Светлый фон

Марайке и Беттина. Обе его мамы, их больше не было, они были мертвы, иначе бы уже давно забрали его отсюда, освободили из этой тюрьмы. Он был еще жив, но он был один, а это хуже, чем быть мертвым.

Он попытался выпрямиться, но ему это не удалось. Он не мог двигать ни руками, ни ногами. И сейчас он снова вспомнил почему. Мужчина, который был врачом, связал его и сделал ему операцию, потому что ему в попку влезла змея и въелась ему в живот.

— Как больно! — вскрикнул он и дернулся. И снова потерял сознание.

 

Энрико проснулся внезапно. Он молниеносно вскочил на ноги и сквозь трещину в стене посмотрел на улицу. Было уже светло. Он проспал драгоценное время, которое у него было.

В ярости он ударился головой об стену и взглянул на Яна, лежавшего на спине прямо у сырой стены. Его шея была вытянута, рот слегка приоткрыт, пальцы скрючены, как когти. Его веки дрожали, и он еле дышал.

Энрико инстинктивно чувствовал, что у него оставалось не так много времени, и лихорадочно соображал, что же делать. Бежать? Оставить Яна здесь? Попытаться убежать вместе с ним? Но куда? Если они ищут ребенка, то будут искать везде. Теперь он нигде не мог чувствовать себя в безопасности.

«Они меня не поймают, — подумал он и сам себя успокоил, — они меня не поймали все предыдущие разы, не поймают и на этот раз».

Вдруг он застыл и некоторое время, прислушиваясь, стоял неподвижно. Где-то вдали слышались голоса, которые медленно, очень медленно приближались. Лаяли собаки, и время от времени раздавался короткий свист.

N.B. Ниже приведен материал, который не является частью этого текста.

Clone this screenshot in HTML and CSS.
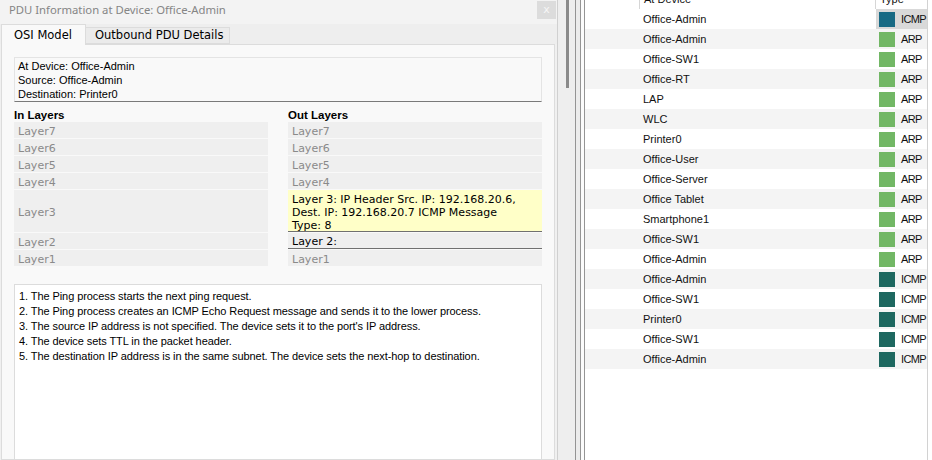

Энрико кивнул и улыбнулся. Бежать было слишком поздно. Они застрелят его. А если в этой жизни было что-то, что он в любом случае хотел определять сам, так это то, когда ему умирать. Если он не станет жертвой несчастного случая, то ни за что не выпустит из рук решение о времени и способе своей смерти, не отдаст его даже смертельной болезни, и уж ни в коем случае — взбесившимся карабинерам, жаждущим хоть раз в жизни использовать свое оружие. И он не оставит им Яна. Яна, который сейчас принадлежал ему, как все те, кто до самой смерти принадлежали только ему одному. Нельзя, чтобы в больнице Яна подключили к аппаратуре и насильно вернули к жизни. Ян должен уйти. У него на глазах. Может быть, немного быстрее, чем другие. Он подарит ему покой, он освободит его…

Ян не почувствовал, как чужая рука почти нежно обхватила его шею и сжала ее. А потом ослабила хватку, чтобы снова сжать. У него не осталось возможности ни молить Бога, ни позвать своих матерей, ни попросить прощения у сестры за мелкие ссоры. Он больше не мог плакать и сопротивляться, он не чувствовал боли и страха. Он был полностью во власти своего убийцы.